Looks like a small window of opportunity, I have my own equipment and cash for gas, whatever. Have references, will fish for food. :spineyes:


COASTAL WATERS FORECAST
NATIONAL WEATHER SERVICE HOUSTON/GALVESTON TX
335 AM CST TUE JAN 10 2012
UPPER TEXAS COASTAL WATERS FROM HIGH ISLAND TO THE MATAGORDA 
WATERS FROM HIGH ISLAND TO FREEPORT 20 TO 60 NM-
335 AM CST TUE JAN 10 2012


FRIDAY NIGHT
EAST WINDS 5 TO 10 KNOTS. SEAS 2 TO 3 FEET. 

SATURDAY
NORTHEAST WINDS AROUND 5 KNOTS BECOMING NORTH IN THE
AFTERNOON. SEAS 2 FEET OR LESS. 

SATURDAY NIGHT
NORTH WINDS AROUND 5 KNOTS BECOMING NORTHEAST
AFTER MIDNIGHT. SEAS 2 FEET OR LESS.


----------



## SpecklFinAddict (Dec 19, 2004)

Tiny said:


> Looks like a small window of opportunity, I have my own equipment and cash for gas, whatever.
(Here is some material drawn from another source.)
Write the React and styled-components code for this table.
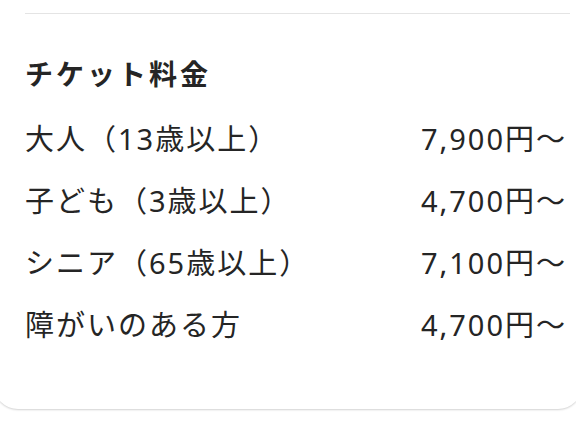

Have references, will fish for food. :spineyes:
> 
> COASTAL WATERS FORECAST
> NATIONAL WEATHER SERVICE HOUSTON/GALVESTON TX
> ...


I'll go too,,,if a second is needed. Also have my own stuff! :biggrin:


----------



## chagoberman (Jan 6, 2011)

Pm me i am planning a trip out of freeport grouper and aj fishing.....


----------